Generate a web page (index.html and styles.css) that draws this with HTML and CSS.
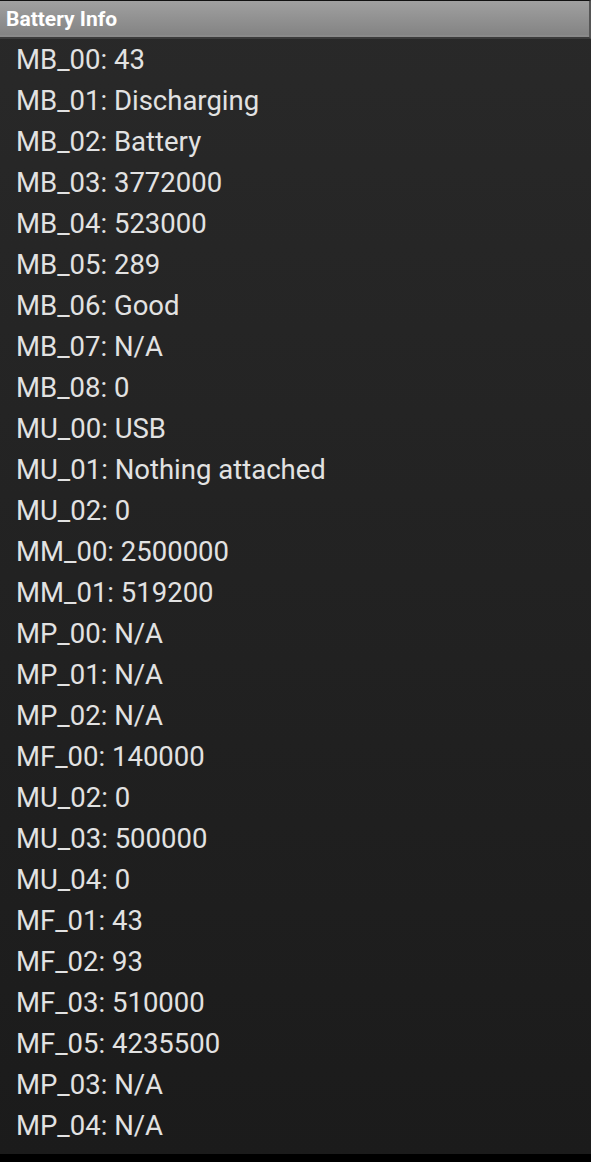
FILE: index.html
```html
<!DOCTYPE html>
<html lang="en">
<head>
    <meta charset="UTF-8">
    <meta name="viewport" content="width=device-width, initial-scale=1.0">
    <title>Battery Info</title>
    <link rel="stylesheet" href="styles.css">
</head>

<body>
    <div class="screen">
        <div class="title-bar">Battery Info</div>

        <div class="info-list">
            <div class="info-row">MB_00: 43</div>
            <div class="info-row">MB_01: Discharging</div>
            <div class="info-row">MB_02: Battery</div>
            <div class="info-row">MB_03: 3772000</div>
            <div class="info-row">MB_04: 523000</div>
            <div class="info-row">MB_05: 289</div>
            <div class="info-row">MB_06: Good</div>
            <div class="info-row">MB_07: N/A</div>
            <div class="info-row">MB_08: 0</div>
            <div class="info-row">MU_00: USB</div>
            <div class="info-row">MU_01: Nothing attached</div>
            <div class="info-row">MU_02: 0</div>
            <div class="info-row">MM_00: 2500000</div>
            <div class="info-row">MM_01: 519200</div>
            <div class="info-row">MP_00: N/A</div>
            <div class="info-row">MP_01: N/A</div>
            <div class="info-row">MP_02: N/A</div>
            <div class="info-row">MF_00: 140000</div>
            <div class="info-row">MU_02: 0</div>
            <div class="info-row">MU_03: 500000</div>
            <div class="info-row">MU_04: 0</div>
            <div class="info-row">MF_01: 43</div>
            <div class="info-row">MF_02: 93</div>
            <div class="info-row">MF_03: 510000</div>
            <div class="info-row">MF_05: 4235500</div>
            <div class="info-row">MP_03: N/A</div>
            <div class="info-row">MP_04: N/A</div>
        </div>
    </div>
</body>

</html>
```

FILE: styles.css
```css
* {
    box-sizing: border-box;
}

body {
    margin: 0;
    background: #000;
    font-family: Roboto, "Liberation Sans", sans-serif;
}

.screen {
    display: flex;
    flex-direction: column;
    height: 1154px;
    background-image: linear-gradient(to bottom, #292929, #1b1b1b);
}

.title-bar {
    height: 39px;
    padding: 6px 6px 0 6px;
    border-top: 1px solid #111;
    border-right: 2px solid #555;
    border-bottom: 2px solid #3c3c3c;
    box-shadow: inset 0 -2px 0 #8a8a8a;
    background-image: linear-gradient(to bottom, #a0a0a0, #828282);
    color: #fff;
    font-size: 21px;
    font-weight: bold;
}

.info-list {
    display: flex;
    flex-direction: column;
    padding: 0 0 0 16px;
}

.info-row {
    height: 41px;
    line-height: 41px;
    color: #e2e2e2;
    font-size: 27.5px;
}
```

******

# INSTRUCTION:
Print each line of the material above exactly, with the pictures removed from your copy.

# ANSWER TO THIS EXERCISE:
Generate a web page (index.html and styles.css) that draws this with HTML and CSS.
FILE: index.html
```html
<!DOCTYPE html>
<html lang="en">
<head>
    <meta charset="UTF-8">
    <meta name="viewport" content="width=device-width, initial-scale=1.0">
    <title>Battery Info</title>
    <link rel="stylesheet" href="styles.css">
</head>

<body>
    <div class="screen">
        <div class="title-bar">Battery Info</div>

        <div class="info-list">
            <div class="info-row">MB_00: 43</div>
            <div class="info-row">MB_01: Discharging</div>
            <div class="info-row">MB_02: Battery</div>
            <div class="info-row">MB_03: 3772000</div>
            <div class="info-row">MB_04: 523000</div>
            <div class="info-row">MB_05: 289</div>
            <div class="info-row">MB_06: Good</div>
            <div class="info-row">MB_07: N/A</div>
            <div class="info-row">MB_08: 0</div>
            <div class="info-row">MU_00: USB</div>
            <div class="info-row">MU_01: Nothing attached</div>
            <div class="info-row">MU_02: 0</div>
            <div class="info-row">MM_00: 2500000</div>
            <div class="info-row">MM_01: 519200</div>
            <div class="info-row">MP_00: N/A</div>
            <div class="info-row">MP_01: N/A</div>
            <div class="info-row">MP_02: N/A</div>
            <div class="info-row">MF_00: 140000</div>
            <div class="info-row">MU_02: 0</div>
            <div class="info-row">MU_03: 500000</div>
            <div class="info-row">MU_04: 0</div>
            <div class="info-row">MF_01: 43</div>
            <div class="info-row">MF_02: 93</div>
            <div class="info-row">MF_03: 510000</div>
            <div class="info-row">MF_05: 4235500</div>
            <div class="info-row">MP_03: N/A</div>
            <div class="info-row">MP_04: N/A</div>
        </div>
    </div>
</body>

</html>
```

FILE: styles.css
```css
* {
    box-sizing: border-box;
}

body {
    margin: 0;
    background: #000;
    font-family: Roboto, "Liberation Sans", sans-serif;
}

.screen {
    display: flex;
    flex-direction: column;
    height: 1154px;
    background-image: linear-gradient(to bottom, #292929, #1b1b1b);
}

.title-bar {
    height: 39px;
    padding: 6px 6px 0 6px;
    border-top: 1px solid #111;
    border-right: 2px solid #555;
    border-bottom: 2px solid #3c3c3c;
    box-shadow: inset 0 -2px 0 #8a8a8a;
    background-image: linear-gradient(to bottom, #a0a0a0, #828282);
    color: #fff;
    font-size: 21px;
    font-weight: bold;
}

.info-list {
    display: flex;
    flex-direction: column;
    padding: 0 0 0 16px;
}

.info-row {
    height: 41px;
    line-height: 41px;
    color: #e2e2e2;
    font-size: 27.5px;
}
```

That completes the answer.